But I digress...your point still stands.

Submitted by CA renter on November 3, 2014 - 7:23pm.

spdrun wrote:
njtosd: exactly. Violent crime, and even robbery/theft, stats are disproportionately skewed towards men as victims.

CA Renter: I sympathize with your view. But ultimately, we should be judging results, not risks. Jailing someone for several years (at the cost of $60,000 per year) for a crime that resulted in a fiscal loss of under $950 is disproportionate.

As are felony convictions which will likely make them unemployable after release and more likely to continue with crime for lack of other options.

Prop 47 doesn't apply to thefts with high risk of death or injury (like housebreaking that still falls under burglary laws) that will remain felonies. But things like swiping a laptop or writing a bad check for a small amount, while reprehensible, should not draw multiple years in prison.

It's unfair, and a bad use of public resources. Think about it this way. For every year a person is NOT incarcerated, 2-3 students can get a free ride to a decent university. Education and job prospects might do better in preventing crime than keeping people in cages.

The following stats may interest you.
CA prison spending in 1985: 4% of budget
CA higher ed spending in 1985: 11%
Prison spending in 2010: 10%
Higher ed spending in 2010: 6%

Lastly, the jury is out on three-strikes laws reducing crime. Correlation doesn't imply causation. I've heard theories ranging from:
(1) The crack epidemic burning itself out in the early 90s.
(2) Reduced air pollution with lead due to leaded fuel being phased out through the 1980s.
(3) Increased racial equality in urban areas.
(4) Decreased alcohol consumption in the US
(5) Abortion being legalized in the 1970s, reducing the number of unwanted, neglected children reaching their teens in the 90s.

Yes, I've heard about all of those other possible causes, but there is no doubt that the Three Strikes law affected the crime rate. They have studies showing that a disproportionate number of crimes are committed by a fairly small number of individuals.

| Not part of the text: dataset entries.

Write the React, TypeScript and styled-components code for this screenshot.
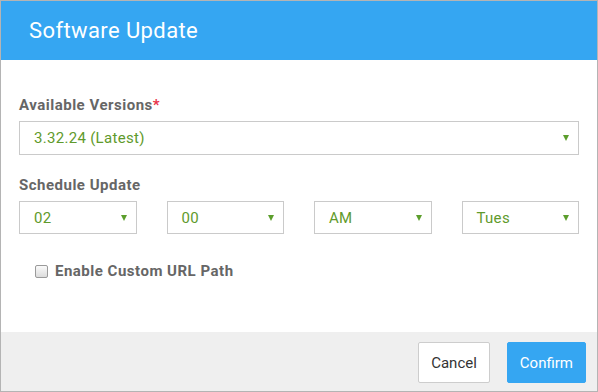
import styled, { createGlobalStyle } from "styled-components";

const GlobalStyle = createGlobalStyle`
  html, body {
    margin: 0;
    padding: 0;
    background: #fff;
  }
  body {
    font-family: Roboto, "Liberation Sans", Arial, sans-serif;
  }
`;

const Dialog = styled.div`
  width: 598px;
  height: 392px;
  box-sizing: border-box;
  border: 1px solid #b4b4b4;
  display: flex;
  flex-direction: column;
  background: #fff;
`;

const Header = styled.header`
  height: 59px;
  flex: none;
  background-color: #35a6f2;
  color: #fff;
  display: flex;
  align-items: center;
  padding-left: 28px;
  font-size: 22px;
  font-weight: 400;
  letter-spacing: 0.4px;
`;

const Body = styled.div`
  flex: 1;
  padding: 37px 18px 0 18px;
`;

const Label = styled.div`
  font-size: 15px;
  font-weight: 700;
  color: #666;
  line-height: 17px;
  margin-bottom: 7px;
  letter-spacing: 0.5px;
  .req {
    color: #e8344a;
  }
`;

const Field = styled.div`
  margin-bottom: 22px;
`;

const SelectBox = styled.div<{ $height?: number }>`
  height: ${({ $height }) => $height ?? 34}px;
  box-sizing: border-box;
  border: 1px solid #cacaca;
  display: flex;
  align-items: center;
  justify-content: space-between;
  padding: 0 9px 0 14px;
  font-size: 15px;
  color: #5f9a2c;
  letter-spacing: 0.3px;
`;

const Caret = styled.span`
  width: 0;
  height: 0;
  border-left: 3px solid transparent;
  border-right: 3px solid transparent;
  border-top: 6px solid #5c9e2c;
`;

const ScheduleRow = styled.div`
  display: grid;
  grid-template-columns: repeat(4, 1fr);
  column-gap: 30px;
`;

const CheckRow = styled.label`
  display: flex;
  align-items: center;
  gap: 7px;
  padding-left: 16px;
  margin-top: 28px;
  line-height: 18px;
  font-size: 15px;
  font-weight: 700;
  color: #666;
  letter-spacing: 0.5px;
`;

const Box = styled.span`
  width: 11px;
  height: 11px;
  border: 1px solid #9a9a9a;
  border-radius: 2px;
  background: linear-gradient(#fafafa, #dcdcdc);
`;

const Footer = styled.footer`
  height: 59px;
  flex: none;
  background: #efefef;
  display: flex;
  justify-content: flex-end;
  align-items: flex-start;
  gap: 17px;
  padding: 10px 11px 0 0;
  box-sizing: border-box;
`;

const Button = styled.button<{ $primary?: boolean }>`
  height: 41px;
  box-sizing: border-box;
  font-family: inherit;
  font-size: 15px;
  border-radius: 2px;
  cursor: pointer;
  padding: 0 12px;
  background: ${({ $primary }) => ($primary ? "#35a6f2" : "#fff")};
  color: ${({ $primary }) => ($primary ? "#fff" : "#333")};
  border: 1px solid ${({ $primary }) => ($primary ? "#35a6f2" : "#cdcdcd")};
`;

const schedule = ["02", "00", "AM", "Tues"];

export default function App() {
  return (
    <>
      <GlobalStyle />
      <Dialog>
        <Header>Software Update</Header>
        <Body>
          <Field>
            <Label>
              Available Versions<span className="req">*</span>
            </Label>
            <SelectBox>
              <span>3.32.24 (Latest)</span>
              <Caret />
            </SelectBox>
          </Field>
          <Label>Schedule Update</Label>
          <ScheduleRow>
            {schedule.map((v) => (
              <SelectBox key={v} $height={33}>
                <span>{v}</span>
                <Caret />
              </SelectBox>
            ))}
          </ScheduleRow>
          <CheckRow>
            <Box />
            Enable Custom URL Path
          </CheckRow>
        </Body>
        <Footer>
          <Button>Cancel</Button>
          <Button $primary>Confirm</Button>
        </Footer>
      </Dialog>
    </>
  );
}
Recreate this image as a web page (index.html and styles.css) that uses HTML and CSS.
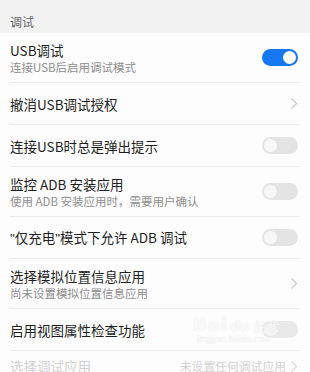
FILE: index.html
```html
<!DOCTYPE html>
<html lang="zh">
<head>
<meta charset="utf-8">
<link rel="stylesheet" href="styles.css">
</head>
<body>
<div class="page">
  <div class="section-header">调试</div>
  <div class="list">
    <div class="row two">
      <div class="text"><div class="title">USB调试</div><div class="sub">连接USB后启用调试模式</div></div>
      <span class="switch on"><span class="knob"></span></span>
    </div>
    <div class="row one">
      <div class="text"><div class="title">撤消USB调试授权</div></div>
      <svg class="chev" width="8" height="13" viewBox="0 0 8 13"><polyline points="1.5,1.5 6.5,6.5 1.5,11.5" fill="none" stroke="#c9c9c9" stroke-width="1.2"/></svg>
    </div>
    <div class="row one">
      <div class="text"><div class="title">连接USB时总是弹出提示</div></div>
      <span class="switch"><span class="knob"></span></span>
    </div>
    <div class="row two">
      <div class="text"><div class="title">监控 ADB 安装应用</div><div class="sub">使用 ADB 安装应用时，需要用户确认</div></div>
      <span class="switch"><span class="knob"></span></span>
    </div>
    <div class="row one">
      <div class="text"><div class="title"><span class="q">"</span>仅充电<span class="q">"</span>模式下允许 ADB 调试</div></div>
      <span class="switch"><span class="knob"></span></span>
    </div>
    <div class="row two">
      <div class="text"><div class="title">选择模拟位置信息应用</div><div class="sub">尚未设置模拟位置信息应用</div></div>
      <svg class="chev" width="8" height="13" viewBox="0 0 8 13"><polyline points="1.5,1.5 6.5,6.5 1.5,11.5" fill="none" stroke="#c9c9c9" stroke-width="1.2"/></svg>
    </div>
    <div class="row one">
      <div class="text"><div class="title">启用视图属性检查功能</div></div>
      <span class="switch faded"><span class="knob"></span></span>
    </div>
    <div class="row last disabled">
      <div class="text"><div class="title">选择调试应用</div></div>
      <div class="value">未设置任何调试应用<svg class="chev" width="8" height="13" viewBox="0 0 8 13"><polyline points="1.5,1.5 6.5,6.5 1.5,11.5" fill="none" stroke="#d8d8d8" stroke-width="1.2"/></svg></div>
    </div>
  </div>
  <div class="watermark">
    <div class="wm-top"><span class="wm-bai">Bai</span><span class="wm-du">du</span><span class="wm-jy">经验</span></div>
    <div class="wm-url">jingyan.baidu.com</div>
  </div>
</div>
</body>
</html>
```
FILE: styles.css
```css
html, body {
  margin: 0;
  padding: 0;
  background: #fdfdfd;
}
body {
  font-family: "Noto Sans CJK SC", "Noto Sans", sans-serif;
  overflow: hidden;
  height: 372px;
}
.page {
  position: relative;
  width: 310px;
  height: 372px;
  overflow: hidden;
}
.section-header {
  background: #f2f2f2;
  height: 33px;
  box-sizing: border-box;
  padding: 14px 10px 0;
  font-size: 12px;
  line-height: 16px;
  color: #666;
}
.list {
  background: #fdfdfd;
}
.row {
  margin: 0 10px;
  border-bottom: 1px solid #ececec;
  display: flex;
  align-items: center;
  justify-content: space-between;
  box-sizing: border-box;
}
.row.two { height: 50px; }
.row.one { height: 42px; }
.title {
  font-size: 13.5px;
  line-height: 18px;
  color: #1e1e1e;
}
.q {
  font-family: "Liberation Sans", sans-serif;
}
.sub {
  font-size: 11.5px;
  line-height: 16px;
  color: #8e8e8e;
}
.switch {
  width: 36px;
  height: 17px;
  border-radius: 9px;
  background: #e4e4e4;
  margin-right: 2px;
  display: flex;
  align-items: center;
  padding: 0 2px;
  box-sizing: border-box;
  flex-shrink: 0;
}
.switch .knob {
  width: 13px;
  height: 13px;
  border-radius: 50%;
  background: #f7f7f7;
}
.switch.on {
  background: #1677f2;
  justify-content: flex-end;
}
.switch.on .knob { background: #fff; }
.switch.faded { background: #e9e9e9; }
.chev {
  margin-right: 2px;
  flex-shrink: 0;
}
.row.last {
  border-bottom: none;
  height: 24px;
  align-items: flex-end;
}
.disabled .title { color: #d2d2d2; }
.value {
  display: flex;
  align-items: center;
  gap: 4px;
  font-size: 11.8px;
  line-height: 18px;
  color: #d2d2d2;
}
.watermark {
  position: absolute;
  left: 193px;
  top: 314px;
  width: 100px;
  color: rgba(255,255,255,0.85);
  text-shadow: 0 0 1px rgba(190,190,190,0.5);
}
.wm-top {
  display: flex;
  align-items: baseline;
  font-family: "DejaVu Sans", sans-serif;
}
.wm-bai { font-size: 18px; font-weight: bold; letter-spacing: 1px; }
.wm-du { font-size: 14px; font-weight: bold; margin-left: 2px; }
.wm-jy { font-size: 13px; margin-left: 4px; font-family: "Noto Sans CJK SC", sans-serif; }
.wm-url {
  font-size: 8px;
  line-height: 10px;
  font-family: "DejaVu Sans", sans-serif;
  margin-left: 4px;
}
```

This information will likely show Three Strikes in the most favorable light, but it's worth reading:

http://www.threestrikes.org/studies.html

I agree with you that we need to enact policies that focus on rehabilitation and reintroduction into society; but, on a personal level, I also know that I don't want an A/C repairman, pool cleaner, gardener, handyman, etc. who was previously convicted of child molestation or even petty theft. I highly doubt that I'm alone in feeling this way. As a society, we need to figure out how to deal with this in a more effective and fairer way...for everyone.

With all due respect, spdrun, you're not a woman and you don't have kids. You haven't the faintest idea about what we've had to deal with in our lives (*serious* sexual harassment and/or child molestation/rape are VERY common experiences that most women have had to deal with at some point in their lives, and it goes unreported most of the time), or why we feel the way that we do. We're not being irrational, and we're not "dumb, authoritarian cunts."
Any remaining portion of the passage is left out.